Across the street, 38-year-old Shannon Pleskac, who has been living on San Francisco streets for five years with her partner Nathaniel Alleger, says police keep moving her “further and further down” the street. “When is it going to stop?” she wonders.
“They do it all the time,” said Pleskac. “Right now, it’s mainly for the Super Bowl.” Other homeless people report being moved from Fisherman’s Wharf, a popular tourist area, as well as the area around Justin Herman Plaza, site of Super Bowl City fan festivities.
“The high cost of living [means] we can’t get an apartment,” said Pleskac when asked where she is supposed to go. “There’s no room in the shelters, there’s no SROs (single room occupancy hotels). There is no room.”
“The mayor promised 1,500 shelter beds, but there’s only been 75 opened,” said Alleger, “and those are kind of iffy to get into.”
A short drive away in the gritty Tenderloin neighborhood, the offices of the Coalition on Homelessness sit ironically adjacent to the San Francisco Housing Authority headquarters. Coalition Executive Director Jennifer Friedenbach noted that San Francisco has the largest number of anti-homeless laws of any city in California and “a huge amount of criminalization that happens regularly.”
“Last year, 11,000 people got citations,” said Friedenbach. “When they can’t afford to pay them, they get warrants and end up going to jail just for sleeping and resting. And they’re kicked off the housing list for warrants, which further perpetuates homelessness.”
Pleskac said she’s gotten such citations, and that DPW “will come and take all of your stuff away.”
“They just throw it away,” she said.
“They come in 20 or 30 deep, in three or four trucks,” said Gordon. “They take or destroy your property right there on the spot.”
As Gordon was being interviewed, several DPW trucks passed by, with workers hopping out of one of them to grab bags of what appeared to be trash lying nearby on the sidewalk.
“I’ve been cited for the littlest things, like spitting on the sidewalk,” said Robert Bowman, leaning out from under a blue tarp draped over his makeshift shelter. “I’ve also been moved three times. Last time was at 4:00 a.m. during El Niño,” the relentless series of intense winter storms that have drenched much of California over the past month. Bowman said his belongings have also been confiscated, never to be returned.

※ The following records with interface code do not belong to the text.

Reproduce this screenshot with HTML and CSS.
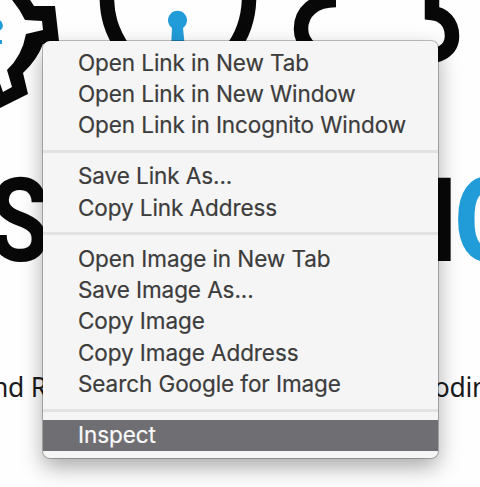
FILE: index.html
```html
<!DOCTYPE html>
<html lang="en">
<head>
<meta charset="utf-8">
<title>Context menu</title>
<link rel="stylesheet" href="styles.css">
</head>
<body>
<main class="page">
  <svg class="artwork" viewBox="0 0 480 150" aria-hidden="true">
    <path class="gear" fill-rule="evenodd" d="M-10 -10 L23 -10 Q29 -2 34 6 L55 6 L59 41 L43 44 Q37 60 23 73 L28 94 L-2 109 L-10 109 Z M-10 -10 L3 -10 Q18 5 25 20 L42 21 L43 30 L26 34 Q22 56 7 70 L12 87 L3 92 L-2 78 L-10 78 Z"/>
    <g class="outline">
      <path d="M107 -8 C106 14 111 31 124 50 M249 -8 C250 16 244 34 231 51"/>
      <path d="M336 0 C314 0 301 12 301 29 C301 44 315 56 335 56 L420 56 C438 58 452 51 452 36 C452 22 443 14 432 13 L432 -8"/>
    </g>
    <path class="accent" d="M171 48 L172 28 A9.5 9.5 0 1 1 183 28 L185 48 Z"/>
    <path class="accent-line" d="M-4 21 C2 22 3 29 -4 29 M-4 42 L2 42"/>
  </svg>
  <div class="headline">
    <span class="word">S</span>
    <span class="word-end">I<b>O</b></span>
  </div>
  <p class="caption"><span>nd R</span><span class="caption-end">oding</span></p>
</main>
<nav class="menu">
  <ul class="group">
    <li class="item">Open Link in New Tab</li>
    <li class="item">Open Link in New Window</li>
    <li class="item">Open Link in Incognito Window</li>
  </ul>
  <ul class="group">
    <li class="item">Save Link As...</li>
    <li class="item">Copy Link Address</li>
  </ul>
  <ul class="group">
    <li class="item">Open Image in New Tab</li>
    <li class="item">Save Image As...</li>
    <li class="item">Copy Image</li>
    <li class="item">Copy Image Address</li>
    <li class="item">Search Google for Image</li>
  </ul>
  <ul class="group">
    <li class="item selected">Inspect</li>
  </ul>
</nav>
</body>
</html>
```
FILE: styles.css
```css
* { box-sizing: border-box; }
body {
  margin: 0;
  width: 480px;
  height: 487px;
  overflow: hidden;
  position: relative;
  background: #fefefe;
  font-family: Inter, "Liberation Sans", sans-serif;
}
.page { display: flex; flex-direction: column; height: 487px; overflow: hidden; }
.artwork { display: block; width: 480px; height: 150px; flex: none; }
.gear { fill: #080808; }
.outline path { fill: none; stroke: #080808; stroke-width: 14.5; }
.accent { fill: #219cd8; }
.accent-line { fill: none; stroke: #219cd8; stroke-width: 4; }
.headline {
  display: flex;
  justify-content: space-between;
  height: 140px;
  flex: none;
  font: bold 117px/142px Roboto, sans-serif;
  color: #080808;
}
.word {
  margin-left: -11px;
  transform: scaleX(.84);
  transform-origin: left;
}
.word-end { margin-right: -56px; white-space: nowrap; }
.word-end b {
  display: inline-block;
  margin-left: -4px;
  color: #219cd8;
  transform: scaleX(.8);
  transform-origin: left;
}
.caption {
  display: flex;
  justify-content: space-between;
  margin: 77px 0 0;
  font: 26.5px/40px "Noto Sans", sans-serif;
  letter-spacing: -.3px;
  color: #1b1b1d;
}
.caption span { margin-left: -8px; }
.caption .caption-end { margin-right: -24px; }
.menu {
  position: absolute;
  left: 43px;
  top: 41px;
  width: 395px;
  height: 417px;
  padding-top: 6.5px;
  background: #f5f5f5;
  border-radius: 7px;
  box-shadow: 0 0 0 1px rgba(0, 0, 0, .24), 0 9px 22px rgba(0, 0, 0, .34);
}
.group { list-style: none; margin: 0; padding: 0; }
.group + .group::before {
  content: "";
  display: block;
  height: 3px;
  margin: 8.5px 0;
  background: #e2e2e2;
}
.item {
  height: 31.25px;
  padding-left: 35px;
  font-size: 22.5px;
  line-height: 30.5px;
  letter-spacing: -.08px;
  color: #3c3c3c;
  -webkit-text-stroke: .2px currentColor;
  white-space: nowrap;
}
.selected { background: #6f6e72; color: #fafafa; }
```
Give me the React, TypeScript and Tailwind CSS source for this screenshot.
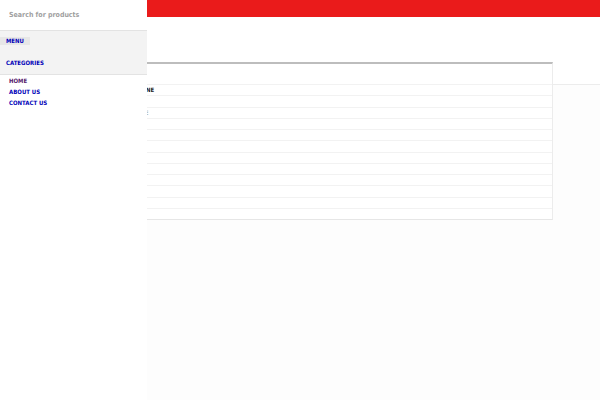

“My whole life was in that tent,” he lamented.
Despite strong anecdotal evidence that homeless people are being moved and removed ahead of the Super Bowl, city leaders are denying that such sweeps are taking place.
“The mayor’s office is saying that they’re not going after homeless people or doing sweeps,” said Friedenbach. “[But] as we’re getting closer to the Super Bowl we’re hearing that homeless people are being told by cops and city workers that they need to move because of the Super Bowl.”
The San Francisco Police Department referred Digital Journal to Mayor Ed Lee’s spokesperson for comment. Repeated attempts to contact Lee or his staff for clarification were answered by the mayor’s press office with a link to a press release detailing the city’s plan to house the homeless during El Niño storms. The release did not mention sweeps or the Super Bowl. But clues can be found in an August 2015 statement by Mayor Lee in which he told homeless people that “you are going to have to leave the streets.”
“I have to have an alternative; otherwise we are just moving them from one area to another,” the mayor added, but that is what appears to be happening.
Meanwhile, San Francisco taxpayers will shell out some $5 million for Super Bowl-related events in the city. District 6 Supervisor (councilwoman) Jane Kim, who represents the homeless-heavy Tenderloin, Mid-Market/Civic Center and South of Market districts, is outraged that the city is spending so much money to host a sporting event and is demanding that the National Football League (NFL), not city taxpayers, foot the bill.
“This is just a further example of the inequity in our city,” Kim told Digital Journal. “[We’re] removing the poorest people out for this party that we’re subsidizing for some of the wealthiest people in the world.”
“That $5 million could be better used for housing people,” added Friedenbach, who lamented that some city leaders seem more concerned about “cleaning up” the city than with caring for its most vulnerable residents. Friedenbach pointed to a letter from District 8 Supervisor Scott Wiener to city leaders calling for the “humane” relocation of the homeless, a memo that she said “didn’t have any viable solutions.”
In a phone interview with Digital Journal, Wiener countered that his letter “has absolutely nothing to do with the Super Bowl.”
“It’s about longer-term approaches to addressing an unacceptable situation, which is the proliferation of tents on our sidewalks and public spaces,” explained Wiener. “I am not advocating to immediately go out and remove all the tents without giving people options. What I am advocating is that we need to expand the shelter system and the number of navigation centers. It is not acceptable to have tents as housing policy.”
“We’re looking to get people into shelters, into housing,” added Wiener. “It is neither humane nor progressive to allow people to deteriorate and die on our streets in unsanitary conditions. That is cruel and inhumane.”
Back on 13th Street, a dozen or so activists from WeSearch Policy Group, POOR Magazine and Deecolonize Academy gathered under a graying sky to protest the increased targeting of homeless by city officials.
“It’s not a crime to be homeless,” asserted 13-year-old Kimo Umu, who lived on the streets for a period some six years ago. “We all live on this planet together. We should all get equal rights. We are all humans.”
But a few steps away, in front of a long row of tents pitched precariously on the sidewalk, Pleskac says she feels like “we’re not human.”
Across the street, Gordon had a message for those who might prefer to ignore the city’s homeless crisis.
“Wake up, people,” he said. “Get real, because this is as real as it gets.”